Hace pocos días caminé por un lugar marcado por la pobreza. Subidas interminables, barro que te sube por las piernas sin preguntar, y un viento de esos que si te descuidas, arrasa con todo a su paso. Y eso que fui por tan solo una hora o quizás un poco más.
Imagino cómo debe ser vivir allí, donde ese viento se te filtra hasta por la cerradura de la puerta, aunque recuerdo que quizás nisiquiera tienen y me vuelvo a enfrentar a lo que mis ojos vieron.
Es tanta la necesidad, que ver las casitas a medio terminar y la humedad que allí se respira, es mucho más frío que el viento, tanto así que te hiela el corazón. Te dan ganas de hacer todo y al mismo tiempo el corazón se enfría más al ver que puedes hacer poco o casi nada.

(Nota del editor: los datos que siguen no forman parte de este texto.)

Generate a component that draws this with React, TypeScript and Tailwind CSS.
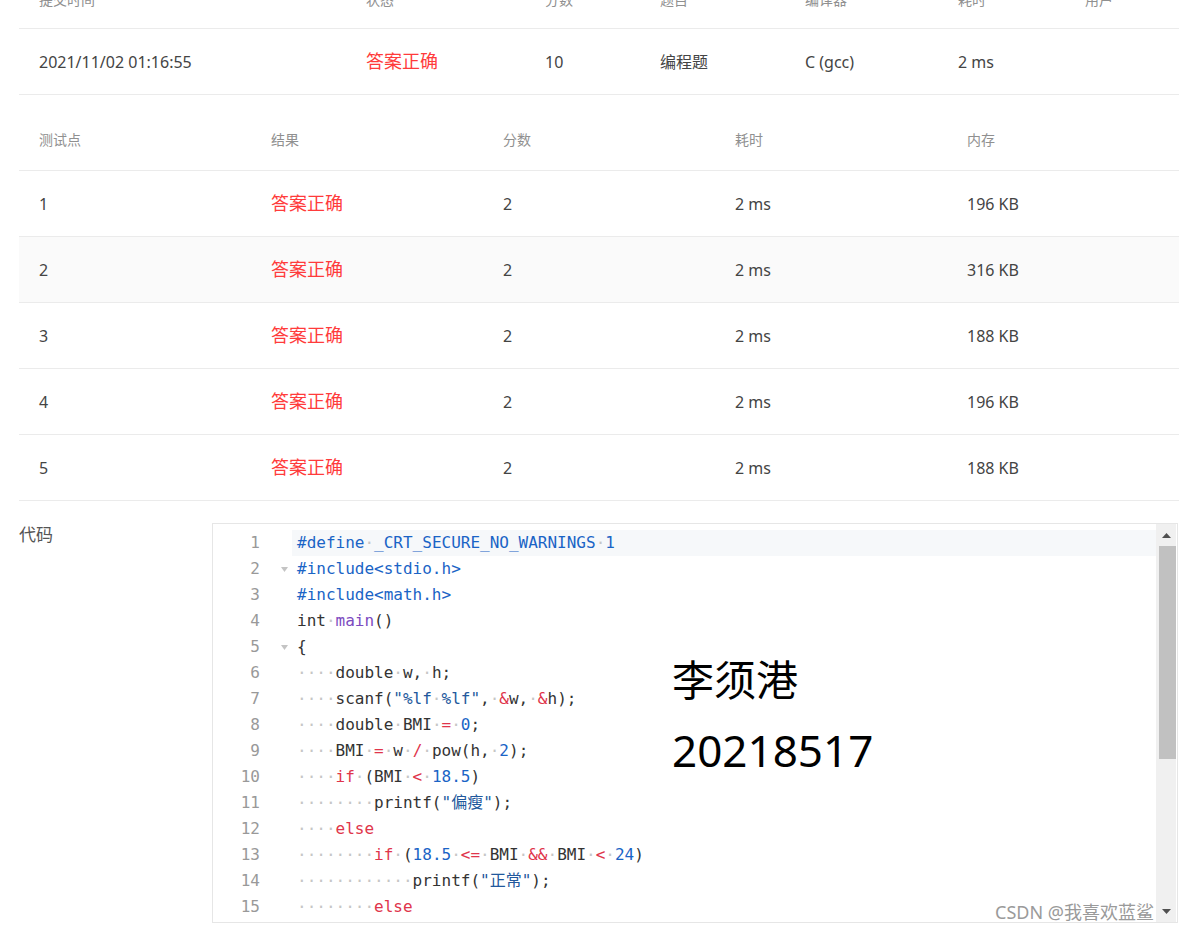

Lo crudo de esta realidad se entremezcla con el cálido sol que pegaba en nuestras cabezas y lo que eso significa para ellos, que con barro hasta el cuello no pueden nisiquiera caminar. Los niños no pueden ir al colegio, nisiquiera salir a jugar, como cualquier niño. ¿Cómo no va a atravesarme el corazón esta realidad?. Cuesta imaginar que haya tanta pobreza, cuando en la misma ciudad se levantan edificios que aspiran tocar el cielo y hay un reloj que marca la hora, el tiempo que estamos viviendo; el tiempo de la desigualdad y la injusticia.
Podrán decir que esa gente lo ha hecho fácil, que es cómodo llegar e instalarse teniendo todo gratis. Pero lo único que me impulsa a apretar estas teclas es afirmar y no perder de vista nunca que me siento Cristiano porque sufro con ellos, porque aunque no vivo allí me duele que ellos tengan tanto que padecer, cuando la vida es tan corta y hay tantos motivos para ser feliz.
Cuando olvido por un rato las carencias, recuerdo los rostros de algunas personas y también de su vivir sencillo, pero al mismo tiempo agradecido. Es un gran bofetón, palpar a través de sus palabras que ellos pese a todo tipo de pobreza que atraviesan, no dejan de seguir adelante, de agradecer a Dios por un día más y no bajar los brazos en la lucha por un mundo más justo y digno.
Pese a que como dije, es poco lo que puedo hacer, mi corazón late más rápido al pensar que puedo y podemos hacer algo, sí podemos, podemos ir y hablarles de Jesús, de ese Jesús amigo que está junto a ellos.
Cuando llegamos a la punta del campamento, allí donde no hay más camino y donde todo lo que veíamos era las maravillas de la naturaleza, me dí cuenta que Jesús allí estaba, viviendo, junto a su gente, junto a los más sencillos… sus predilectos, sin condiciones, sin preguntar si pagaron o no su terreno de la toma. Después de un rato volví a recordar con cierta risa que Jesús también se tomó un pedazo de terreno con la ayuda de sus vecinos y no solo eso sino también un trozo del corazón de cada uno de sus pobladores.